Each year around the holidays I’ll mix in something a bit more heartwarming, and today I’ve chosen to share Willa Cather’s early story The Burglar’s Christmas. It depicts the plight of a starving prodigal son who commits his first desperate criminal act in what turns out to be his parents’ new home, whence ensues a prolonged and unapologetically maudlin reunion that is the height of Victorian sentimentality. Few stories I’ve ever read wear their heart quite so brazenly on their sleeve. Even without a bad cold, I don’t know if I could carry if off; it’s so damned earnest.
Like many librarians, I arrived at this profession via a circuitous route. In my case, via the theater. Day jobs in libraries turned permanent as I caught the bug for public service, in many ways as exciting and improvisational as my prior calling, yet more reliably meaningful and remunerative. Under the generous tutelage of Nancy Pearl, I learned all about what the library trade calls “readers’ advisory.” I landed a job in my hometown library system, now a colleague of the very same librarian whose story times I’d attended as a child. I’d gone from one temple of story to another.
When we opened our new downtown library with its large auditorium, back in 2004, I stood looking up at the empty seats and immediately felt that I needed to do a story time for adults there. Ours is one of the most childless cities in the country. Every library has children’s story time. Don’t adults deserve the same? Our need for story doesn’t go away at a certain age. Not surprisingly, turnout has been good for over a decade, and spinoff programs such as ghost storytelling in bars are standing room only. Last year, I added another narrative element by pairing story readings with screenings of film adaptations in a program I called Page to Screen.
As the public knows (and public library systems ignore at their peril), at libraries’ core is the preservation, dissemination, and celebration of Story. What better way to embody this than by loosing stories from the page and filling the air with them? Listening to stories is primal, but hardly anachronistic, as the burgeoning audiobook industry attests.
Which brings me back to my wretched date with dear Miss Cather. Launching into the story, I struggle to render words out of the reedy remnants of my voice. I sniffle. I sip water. My pace is slow and deliberate as I search for sound, trying to ground the words in reality. Luckily, it is a deliberate, reflective sort of story, and my shattered voice may even complement our young hero’s starving and destitute state.
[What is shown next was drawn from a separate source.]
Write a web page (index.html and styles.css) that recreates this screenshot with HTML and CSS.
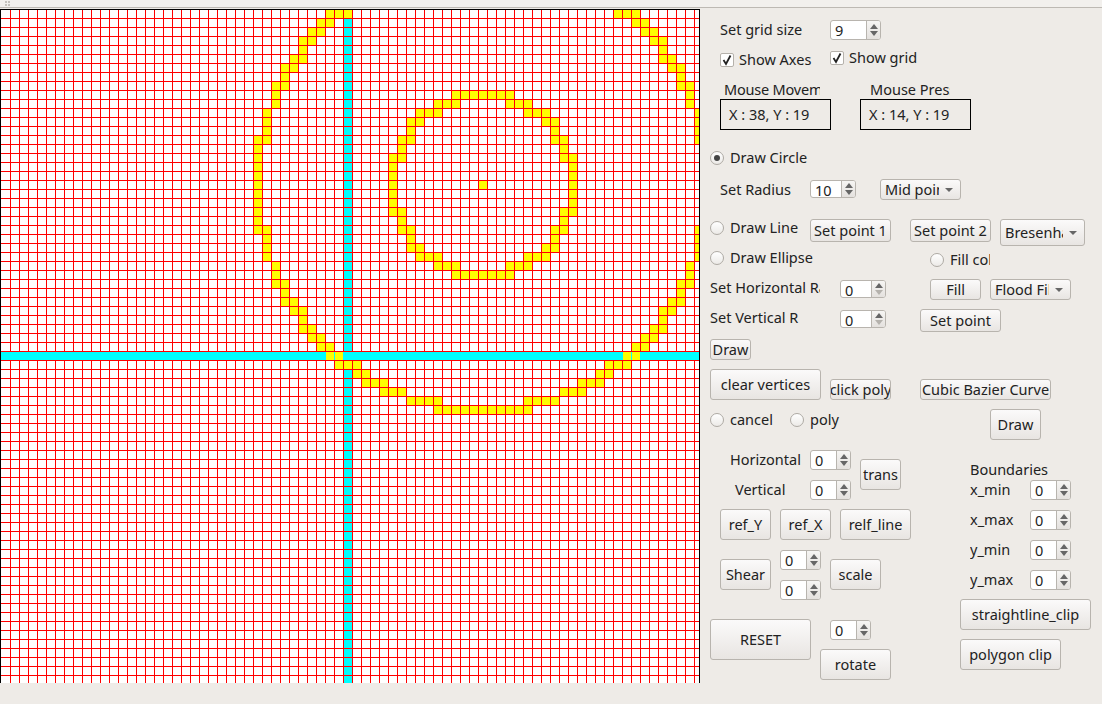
FILE: index.html
```html
<!DOCTYPE html>
<html lang="en">

<head>
    <meta charset="UTF-8">
    <title>Graphics</title>
    <link rel="stylesheet" href="styles.css">
</head>

<body>
    <div class="toolbar">
        <svg class="grip" width="6" height="7" viewBox="0 0 6 7">
            <rect x="0" y="0" width="2" height="2"/><rect x="3" y="0" width="2" height="2"/>
            <rect x="0" y="3" width="2" height="2"/><rect x="3" y="3" width="2" height="2"/>
        </svg>
    </div>
    <div class="main">
        <canvas id="frame" class="frame" width="700" height="674"></canvas>
        <div class="panel">
            <div class="label a-grid-label">Set grid size</div>
            <div class="spin a-grid-spin"><span class="val">9</span><span class="arrows"><i class="up"></i><i class="down"></i></span></div>
            <div class="check a-axes"><span class="box"><svg width="12" height="12" viewBox="0 0 12 12"><path d="M2.5 6 L5 10 L9.5 1.5"/></svg></span>Show Axes</div>
            <div class="check a-showgrid"><span class="box"><svg width="12" height="12" viewBox="0 0 12 12"><path d="M2.5 6 L5 10 L9.5 1.5"/></svg></span>Show grid</div>

            <div class="label a-move-label">Mouse Movement</div>
            <div class="label a-press-label">Mouse Pressed</div>
            <div class="readout a-move">X : 38, Y : 19</div>
            <div class="readout a-press">X : 14, Y : 19</div>

            <div class="radio a-circle"><span class="dot on"></span>Draw Circle</div>
            <div class="label a-radius-label">Set Radius</div>
            <div class="spin short a-radius-spin"><span class="val">10</span><span class="arrows"><i class="up"></i><i class="down"></i></span></div>
            <div class="combo a-circle-algo"><span class="combo-text">Mid point</span><i class="drop"></i></div>

            <div class="radio a-line"><span class="dot"></span>Draw Line</div>
            <div class="btn tall a-point1">Set point 1</div>
            <div class="btn tall a-point2">Set point 2</div>
            <div class="combo a-line-algo"><span class="combo-text">Bresenham</span><i class="drop"></i></div>
            <div class="radio a-ellipse"><span class="dot"></span>Draw Ellipse</div>
            <div class="radio a-fillcol"><span class="dot"></span>Fill color</div>

            <div class="label a-hr-label">Set Horizontal Radius</div>
            <div class="spin short at-min a-hr-spin"><span class="val">0</span><span class="arrows"><i class="up"></i><i class="down"></i></span></div>
            <div class="btn a-fill">Fill</div>
            <div class="combo a-fill-algo"><span class="combo-text">Flood Fill</span><i class="drop"></i></div>
            <div class="label a-vr-label">Set Vertical R</div>
            <div class="spin short at-min a-vr-spin"><span class="val">0</span><span class="arrows"><i class="up"></i><i class="down"></i></span></div>
            <div class="btn tall a-setpoint">Set point</div>
            <div class="btn a-draw1">Draw</div>

            <div class="btn a-clear">clear vertices</div>
            <div class="btn a-clickpoly">click poly</div>
            <div class="btn a-cubic">Cubic Bazier Curve</div>
            <div class="radio a-cancel"><span class="dot"></span>cancel</div>
            <div class="radio a-poly"><span class="dot"></span>poly</div>
            <div class="btn a-draw2">Draw</div>

            <div class="label a-h-label">Horizontal</div>
            <div class="spin a-h-spin"><span class="val">0</span><span class="arrows"><i class="up"></i><i class="down"></i></span></div>
            <div class="label a-v-label">Vertical</div>
            <div class="spin a-v-spin"><span class="val">0</span><span class="arrows"><i class="up"></i><i class="down"></i></span></div>
            <div class="btn a-trans">trans</div>

            <div class="label a-bound">Boundaries</div>
            <div class="label a-xmin-label">x_min</div>
            <div class="spin a-xmin"><span class="val">0</span><span class="arrows"><i class="up"></i><i class="down"></i></span></div>
            <div class="label a-xmax-label">x_max</div>
            <div class="spin a-xmax"><span class="val">0</span><span class="arrows"><i class="up"></i><i class="down"></i></span></div>
            <div class="label a-ymin-label">y_min</div>
            <div class="spin a-ymin"><span class="val">0</span><span class="arrows"><i class="up"></i><i class="down"></i></span></div>
            <div class="label a-ymax-label">y_max</div>
            <div class="spin a-ymax"><span class="val">0</span><span class="arrows"><i class="up"></i><i class="down"></i></span></div>

            <div class="btn a-refy">ref_Y</div>
            <div class="btn a-refx">ref_X</div>
            <div class="btn a-refl">relf_line</div>
            <div class="btn a-shear">Shear</div>
            <div class="spin a-shear1"><span class="val">0</span><span class="arrows"><i class="up"></i><i class="down"></i></span></div>
            <div class="spin a-shear2"><span class="val">0</span><span class="arrows"><i class="up"></i><i class="down"></i></span></div>
            <div class="btn a-scale">scale</div>
            <div class="btn a-reset">RESET</div>
            <div class="spin a-rot-spin"><span class="val">0</span><span class="arrows"><i class="up"></i><i class="down"></i></span></div>
            <div class="btn a-rotate">rotate</div>
            <div class="btn a-sclip">straightline_clip</div>
            <div class="btn a-pclip">polygon clip</div>
        </div>
    </div>
    <script src="script.js"></script>
</body>

</html>
```
FILE: styles.css
```css
* {
    margin: 0;
    padding: 0;
    box-sizing: border-box;
}

html, body {
    height: 100%;
    overflow: hidden;
}

body {
    background: #eeebe7;
    color: #222;
    font-family: "Noto Sans", "Liberation Sans", sans-serif;
    font-size: 14.5px;
}

.toolbar {
    height: 9px;
    background: #f2f0ed;
    box-shadow: inset 0 -1px 0 #eeebe7, inset 0 -2px 0 #bdb9b3;
    padding: 1px 0 0 5px;
}

.grip {
    display: block;
    fill: #c4c1bc;
}

.main {
    display: flex;
}

.frame {
    display: block;
    flex: none;
    width: 700px;
    height: 674px;
}

/* designer grid: every track is 10px, line n = 690+10n across, 10n down */
.panel {
    flex: none;
    width: 402px;
    padding-top: 1px;
    display: grid;
    grid-template-columns: repeat(40, 10px);
    grid-template-rows: repeat(68, 10px);
}

.label, .check, .radio {
    display: flex;
    align-items: center;
    padding-bottom: 2px;
    white-space: nowrap;
    overflow: hidden;
}

.check .box {
    flex: none;
    width: 14px;
    height: 14px;
    margin: 2px 5px 0 0;
    background: #fff;
    border: 1px solid #b5b1ab;
    border-radius: 2px;
    display: flex;
    align-items: center;
    justify-content: center;
}

.check svg {
    fill: none;
    stroke: #222;
    stroke-width: 1.8;
}

.radio .dot {
    flex: none;
    width: 14px;
    height: 14px;
    margin: 2px 6px 0 0;
    border: 1px solid #aeaaa4;
    border-radius: 50%;
    background: linear-gradient(#fff, #eceae7);
    display: flex;
    align-items: center;
    justify-content: center;
}

.radio .dot.on::after {
    content: "";
    width: 6px;
    height: 6px;
    border-radius: 50%;
    background: #444;
}

.readout {
    margin: -1px -1px 0 0;
    padding: 0 0 2px 8px;
    border: 1px solid #000;
    display: flex;
    align-items: center;
    white-space: nowrap;
}

.btn {
    margin: -1px -1px 0 0;
    padding-bottom: 2px;
    border: 1px solid #b8b4ae;
    border-radius: 3px;
    background: linear-gradient(#fbfafa, #e8e5e2);
    display: flex;
    align-items: center;
    justify-content: center;
    white-space: nowrap;
    overflow: hidden;
}

.btn.tall {
    margin-bottom: -2px;
}

.combo {
    margin: -1px -1px 0 0;
    padding-left: 4px;
    border: 1px solid #b8b4ae;
    border-radius: 3px;
    background: linear-gradient(#fbfafa, #e8e5e2);
    display: flex;
    align-items: center;
    white-space: nowrap;
}

.combo-text {
    flex: 1;
    overflow: hidden;
    padding-bottom: 2px;
}

.combo .drop {
    flex: none;
    margin: 0 7px 0 6px;
    border-left: 4px solid transparent;
    border-right: 4px solid transparent;
    border-top: 4px solid #666;
}

.spin {
    margin-right: -1px;
    border: 1px solid #b8b4ae;
    border-radius: 3px;
    background: #fff;
    display: flex;
    overflow: hidden;
}

.spin.short {
    justify-self: start;
    align-self: start;
    width: 46px;
    height: 18px;
}

.spin .val {
    flex: 1;
    padding-left: 4px;
    line-height: 19px;
}

.spin .arrows {
    flex: none;
    width: 14px;
    border-left: 1px solid #b8b4ae;
    background: linear-gradient(#f6f5f3, #e4e1de);
    display: flex;
    flex-direction: column;
    align-items: center;
    justify-content: center;
    gap: 2px;
}

.spin i {
    border-left: 4px solid transparent;
    border-right: 4px solid transparent;
}

.spin .up {
    border-bottom: 5px solid #666;
}

.spin .down {
    border-top: 5px solid #666;
}

.spin.at-min .down {
    border-top-color: #b5b2ad;
}

/* widget places */
.a-grid-label { grid-area: 2 / 3 / 4 / 12; }
.a-grid-spin { grid-area: 2 / 14 / 4 / 19; }
.a-axes { grid-area: 5 / 3 / 7 / 14; }
.a-showgrid { grid-area: 5 / 14 / 7 / 25; margin-top: -4px; }
.a-move-label { grid-area: 8 / 3 / 10 / 13; padding-left: 4px; letter-spacing: -0.2px; }
.a-press-label { grid-area: 8 / 18 / 10 / 26; }
.a-move { grid-area: 10 / 3 / 13 / 14; }
.a-press { grid-area: 10 / 17 / 13 / 28; }

.a-circle { grid-area: 15 / 2 / 17 / 14; margin-top: -4px; }
.a-radius-label { grid-area: 18 / 3 / 20 / 11; }
.a-radius-spin { grid-area: 18 / 12 / 20 / 17; }
.a-circle-algo { grid-area: 18 / 19 / 20 / 27; }

.a-line { grid-area: 22 / 2 / 24 / 12; margin-top: -4px; }
.a-point1 { grid-area: 22 / 12 / 24 / 20; }
.a-point2 { grid-area: 22 / 22 / 24 / 30; }
.a-line-algo { grid-area: 22 / 31 / 25 / 40; margin-right: 5px; margin-bottom: 4px; }
.a-ellipse { grid-area: 25 / 2 / 27 / 14; margin-top: -4px; }
.a-fillcol { grid-area: 25 / 24 / 27 / 30; }

.a-hr-label { grid-area: 28 / 2 / 30 / 13; margin-top: -4px; }
.a-hr-spin { grid-area: 28 / 15 / 30 / 20; }
.a-fill { grid-area: 28 / 24 / 30 / 29; }
.a-fill-algo { grid-area: 28 / 30 / 30 / 38; }
.a-vr-label { grid-area: 31 / 2 / 33 / 13; margin-top: -4px; }
.a-vr-spin { grid-area: 31 / 15 / 33 / 20; }
.a-setpoint { grid-area: 31 / 23 / 33 / 31; }
.a-draw1 { grid-area: 34 / 2 / 36 / 6; }

.a-clear { grid-area: 37 / 2 / 40 / 13; }
.a-clickpoly { grid-area: 38 / 14 / 40 / 20; }
.a-cubic { grid-area: 38 / 23 / 40 / 36; }
.a-cancel { grid-area: 41 / 2 / 43 / 10; }
.a-poly { grid-area: 41 / 10 / 43 / 17; }
.a-draw2 { grid-area: 41 / 30 / 44 / 35; }

.a-h-label { grid-area: 45 / 4 / 47 / 12; }
.a-h-spin { grid-area: 45 / 12 / 47 / 16; }
.a-v-label { grid-area: 48 / 4 / 50 / 12; padding-left: 5px; }
.a-v-spin { grid-area: 48 / 12 / 50 / 16; }
.a-trans { grid-area: 46 / 17 / 49 / 21; }

.a-bound { grid-area: 46 / 28 / 48 / 37; }
.a-xmin-label { grid-area: 48 / 28 / 50 / 34; }
.a-xmin { grid-area: 48 / 34 / 50 / 38; }
.a-xmax-label { grid-area: 51 / 28 / 53 / 34; }
.a-xmax { grid-area: 51 / 34 / 53 / 38; }
.a-ymin-label { grid-area: 54 / 28 / 56 / 34; }
.a-ymin { grid-area: 54 / 34 / 56 / 38; }
.a-ymax-label { grid-area: 57 / 28 / 59 / 34; }
.a-ymax { grid-area: 57 / 34 / 59 / 38; }

.a-refy { grid-area: 51 / 3 / 54 / 8; }
.a-refx { grid-area: 51 / 9 / 54 / 14; }
.a-refl { grid-area: 51 / 15 / 54 / 22; }
.a-shear { grid-area: 56 / 3 / 59 / 8; }
.a-shear1 { grid-area: 55 / 9 / 57 / 13; }
.a-shear2 { grid-area: 58 / 9 / 60 / 13; }
.a-scale { grid-area: 56 / 14 / 59 / 19; }
.a-reset { grid-area: 62 / 2 / 66 / 12; }
.a-rot-spin { grid-area: 62 / 14 / 64 / 18; }
.a-rotate { grid-area: 65 / 13 / 68 / 20; }
.a-sclip { grid-area: 60 / 27 / 63 / 40; }
.a-pclip { grid-area: 64 / 27 / 67 / 37; }
```
FILE: script.js
```js
var canvas = document.getElementById("frame");
var ctx = canvas.getContext("2d");
var size = 9;

// one octant of each circle, the other seven are mirrors of it
var bigOctant = [[25, 0], [25, 1], [25, 2], [25, 3], [25, 4], [25, 5], [24, 5], [24, 6], [24, 7], [24, 8],
    [23, 9], [23, 10], [23, 11], [22, 11], [22, 12], [22, 13], [21, 13], [21, 14], [20, 14], [20, 15],
    [20, 16], [19, 16], [19, 17], [18, 17], [18, 18]];
var smallOctant = [[10, 0], [10, 1], [10, 2], [10, 3], [9, 3], [9, 4], [9, 5], [8, 5], [8, 6], [8, 7], [7, 7]];

// cell interior, col 0 starts at x=2, row 0 starts at y=1
function cell(c, r, color) {
    ctx.fillStyle = color;
    ctx.fillRect(2 + c * size, 1 + r * size, size - 1, size - 1);
}

function circle(cx, cy, octant) {
    for (var i = 0; i < octant.length; i++) {
        var x = octant[i][0], y = octant[i][1];
        var pts = [[x, y], [-x, y], [x, -y], [-x, -y], [y, x], [-y, x], [y, -x], [-y, -x]];
        for (var j = 0; j < pts.length; j++) {
            cell(cx + pts[j][0], cy + pts[j][1], "#ffff00");
        }
    }
}

ctx.fillStyle = "#fff";
ctx.fillRect(0, 0, 700, 674);

// vertical lines
ctx.fillStyle = "#ff0000";
for (var x = 10; x < 700; x += size) {
    ctx.fillRect(x, 0, 1, 674);
}

// x axis goes over the vertical lines
ctx.fillStyle = "#00ffff";
ctx.fillRect(0, 1 + 38 * size, 700, size - 1);

// horizontal lines
ctx.fillStyle = "#ff0000";
for (var y = 0; y < 674; y += size) {
    ctx.fillRect(0, y, 700, 1);
}

// y axis
for (var r = 0; r < 75; r++) {
    cell(38, r, "#00ffff");
}

circle(53, 19, bigOctant);
circle(53, 19, smallOctant);
cell(53, 19, "#ffff00");
// top row of the big circle
cell(38, 0, "#ffff00");
cell(68, 0, "#ffff00");

// frame edge
ctx.fillStyle = "#000";
ctx.fillRect(0, 0, 700, 1);
ctx.fillRect(0, 0, 1, 674);
ctx.fillRect(699, 0, 1, 674);
```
When the hero cries out “Oh, mother, life is hard, hard!” my voice breaks into a plaintive squeak. Well, that’s probably the best place for that to have happened, I suppose.
Afterwards, as the crowd dissipates with holiday wishes, not a few stop for Kleenex. Does everyone have a cold, or were they actually touched? Lingering behind the others, a woman approaches and confides in me, telling me of the death of her son from cancer a few years previously. Through tears, she tells me how Cather has sounded the depth of a mother’s love, and how cathartic she found it. We stand and talk about her family, holiday plans, what the coming year holds in store, and our mutual gratitude for story, and the places where it is revered and shared. Okay: so this wasn’t the Worst Story Time Ever, after all.